## [THE REQUEST]
Give the listing again exactly, omitting its images.

## [PROVIDED DATA]
___
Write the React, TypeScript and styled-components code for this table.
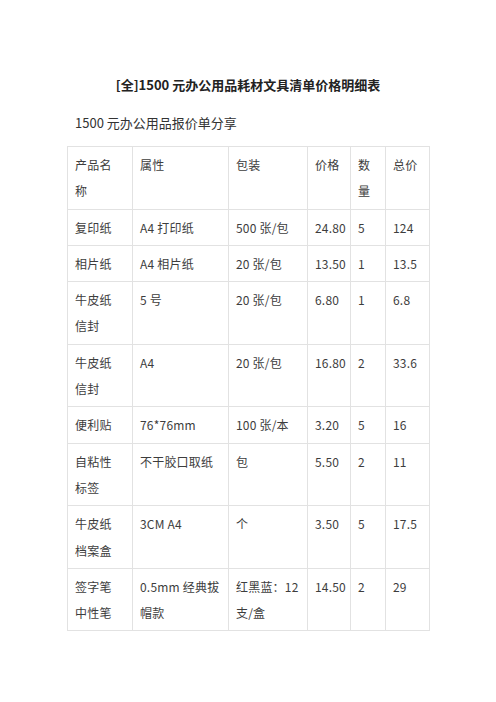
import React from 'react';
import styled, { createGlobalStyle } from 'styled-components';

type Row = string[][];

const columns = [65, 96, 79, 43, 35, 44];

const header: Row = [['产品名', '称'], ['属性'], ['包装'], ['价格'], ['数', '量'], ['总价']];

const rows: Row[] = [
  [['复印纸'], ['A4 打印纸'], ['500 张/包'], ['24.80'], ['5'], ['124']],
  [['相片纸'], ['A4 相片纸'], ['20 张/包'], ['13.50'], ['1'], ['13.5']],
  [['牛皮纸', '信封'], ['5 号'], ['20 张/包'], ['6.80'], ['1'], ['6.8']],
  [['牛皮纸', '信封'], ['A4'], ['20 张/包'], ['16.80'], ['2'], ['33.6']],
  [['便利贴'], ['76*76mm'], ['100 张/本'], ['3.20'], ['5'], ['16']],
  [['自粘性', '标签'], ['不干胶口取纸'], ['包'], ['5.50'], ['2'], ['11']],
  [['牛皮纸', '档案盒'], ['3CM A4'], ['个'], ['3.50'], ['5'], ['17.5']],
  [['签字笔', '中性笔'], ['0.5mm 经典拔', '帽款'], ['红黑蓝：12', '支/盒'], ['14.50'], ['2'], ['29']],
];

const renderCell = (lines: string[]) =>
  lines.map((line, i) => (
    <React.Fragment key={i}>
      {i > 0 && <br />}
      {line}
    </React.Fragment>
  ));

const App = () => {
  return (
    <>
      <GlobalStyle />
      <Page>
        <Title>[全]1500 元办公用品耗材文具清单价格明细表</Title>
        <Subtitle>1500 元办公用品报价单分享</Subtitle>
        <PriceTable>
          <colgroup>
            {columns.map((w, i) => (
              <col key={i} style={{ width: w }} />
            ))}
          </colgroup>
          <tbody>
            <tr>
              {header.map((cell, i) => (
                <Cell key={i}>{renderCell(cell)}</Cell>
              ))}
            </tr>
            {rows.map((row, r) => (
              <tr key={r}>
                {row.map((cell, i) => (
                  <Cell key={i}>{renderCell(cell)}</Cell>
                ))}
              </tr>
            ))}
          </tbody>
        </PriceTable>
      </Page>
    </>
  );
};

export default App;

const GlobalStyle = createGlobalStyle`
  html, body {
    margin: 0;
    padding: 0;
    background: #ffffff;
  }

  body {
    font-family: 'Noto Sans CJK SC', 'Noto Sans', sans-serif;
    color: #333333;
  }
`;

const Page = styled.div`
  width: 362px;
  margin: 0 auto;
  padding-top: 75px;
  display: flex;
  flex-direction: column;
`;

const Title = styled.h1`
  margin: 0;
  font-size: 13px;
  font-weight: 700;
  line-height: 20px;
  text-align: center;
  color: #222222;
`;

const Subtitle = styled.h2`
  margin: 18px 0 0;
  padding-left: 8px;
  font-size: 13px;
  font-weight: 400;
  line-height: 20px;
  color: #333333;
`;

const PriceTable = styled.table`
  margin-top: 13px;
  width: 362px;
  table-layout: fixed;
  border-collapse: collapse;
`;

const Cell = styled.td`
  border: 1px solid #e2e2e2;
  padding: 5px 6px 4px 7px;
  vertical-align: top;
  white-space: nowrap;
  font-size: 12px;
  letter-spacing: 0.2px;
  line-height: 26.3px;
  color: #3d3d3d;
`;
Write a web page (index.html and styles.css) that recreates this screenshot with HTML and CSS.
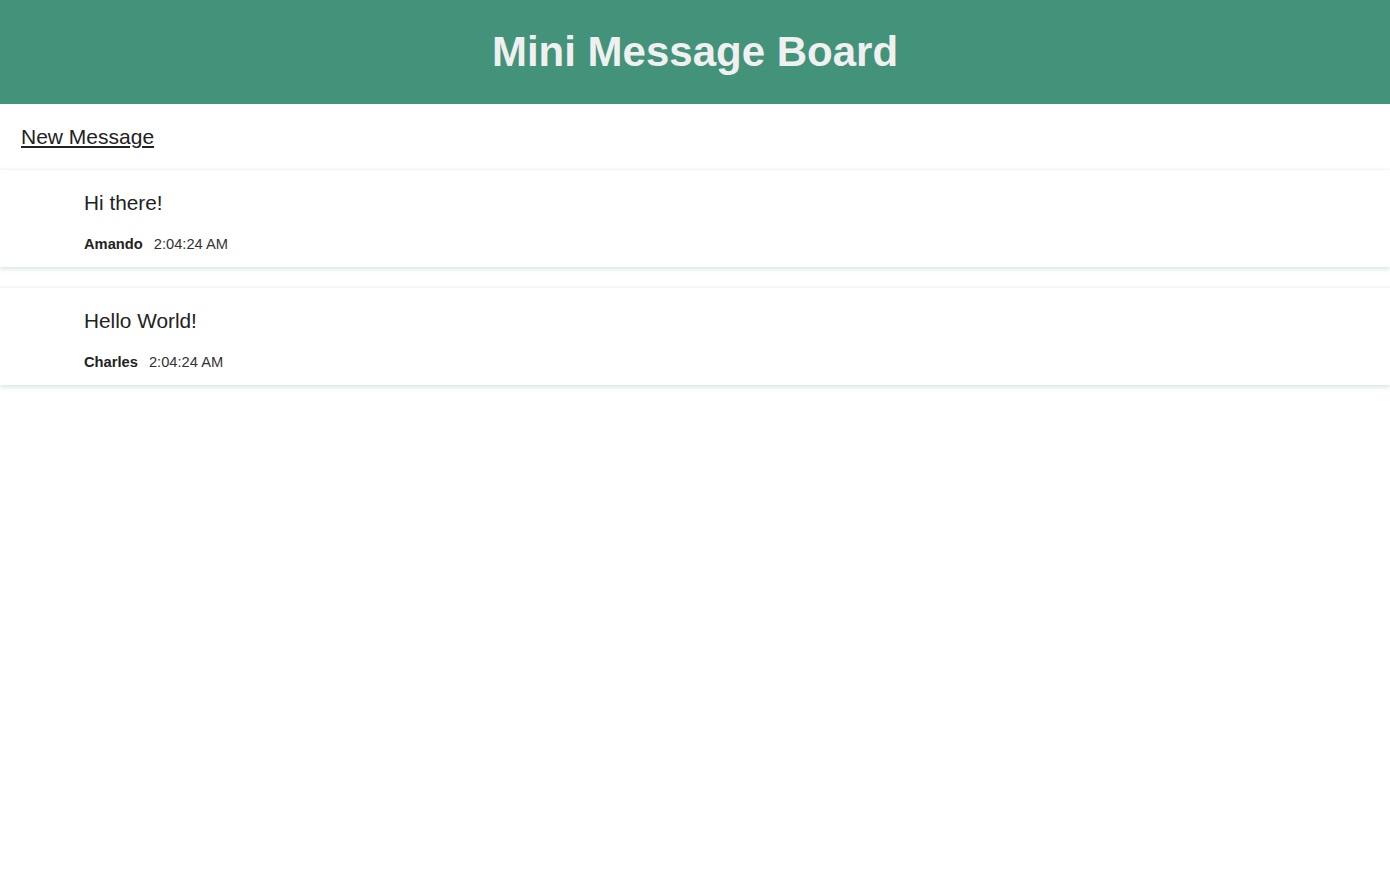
___
## [IN RESPONSE]
Write the React, TypeScript and styled-components code for this table.
import React from 'react';
import styled, { createGlobalStyle } from 'styled-components';

type Row = string[][];

const columns = [65, 96, 79, 43, 35, 44];

const header: Row = [['产品名', '称'], ['属性'], ['包装'], ['价格'], ['数', '量'], ['总价']];

const rows: Row[] = [
  [['复印纸'], ['A4 打印纸'], ['500 张/包'], ['24.80'], ['5'], ['124']],
  [['相片纸'], ['A4 相片纸'], ['20 张/包'], ['13.50'], ['1'], ['13.5']],
  [['牛皮纸', '信封'], ['5 号'], ['20 张/包'], ['6.80'], ['1'], ['6.8']],
  [['牛皮纸', '信封'], ['A4'], ['20 张/包'], ['16.80'], ['2'], ['33.6']],
  [['便利贴'], ['76*76mm'], ['100 张/本'], ['3.20'], ['5'], ['16']],
  [['自粘性', '标签'], ['不干胶口取纸'], ['包'], ['5.50'], ['2'], ['11']],
  [['牛皮纸', '档案盒'], ['3CM A4'], ['个'], ['3.50'], ['5'], ['17.5']],
  [['签字笔', '中性笔'], ['0.5mm 经典拔', '帽款'], ['红黑蓝：12', '支/盒'], ['14.50'], ['2'], ['29']],
];

const renderCell = (lines: string[]) =>
  lines.map((line, i) => (
    <React.Fragment key={i}>
      {i > 0 && <br />}
      {line}
    </React.Fragment>
  ));

const App = () => {
  return (
    <>
      <GlobalStyle />
      <Page>
        <Title>[全]1500 元办公用品耗材文具清单价格明细表</Title>
        <Subtitle>1500 元办公用品报价单分享</Subtitle>
        <PriceTable>
          <colgroup>
            {columns.map((w, i) => (
              <col key={i} style={{ width: w }} />
            ))}
          </colgroup>
          <tbody>
            <tr>
              {header.map((cell, i) => (
                <Cell key={i}>{renderCell(cell)}</Cell>
              ))}
            </tr>
            {rows.map((row, r) => (
              <tr key={r}>
                {row.map((cell, i) => (
                  <Cell key={i}>{renderCell(cell)}</Cell>
                ))}
              </tr>
            ))}
          </tbody>
        </PriceTable>
      </Page>
    </>
  );
};

export default App;

const GlobalStyle = createGlobalStyle`
  html, body {
    margin: 0;
    padding: 0;
    background: #ffffff;
  }

  body {
    font-family: 'Noto Sans CJK SC', 'Noto Sans', sans-serif;
    color: #333333;
  }
`;

const Page = styled.div`
  width: 362px;
  margin: 0 auto;
  padding-top: 75px;
  display: flex;
  flex-direction: column;
`;

const Title = styled.h1`
  margin: 0;
  font-size: 13px;
  font-weight: 700;
  line-height: 20px;
  text-align: center;
  color: #222222;
`;

const Subtitle = styled.h2`
  margin: 18px 0 0;
  padding-left: 8px;
  font-size: 13px;
  font-weight: 400;
  line-height: 20px;
  color: #333333;
`;

const PriceTable = styled.table`
  margin-top: 13px;
  width: 362px;
  table-layout: fixed;
  border-collapse: collapse;
`;

const Cell = styled.td`
  border: 1px solid #e2e2e2;
  padding: 5px 6px 4px 7px;
  vertical-align: top;
  white-space: nowrap;
  font-size: 12px;
  letter-spacing: 0.2px;
  line-height: 26.3px;
  color: #3d3d3d;
`;
Write a web page (index.html and styles.css) that recreates this screenshot with HTML and CSS.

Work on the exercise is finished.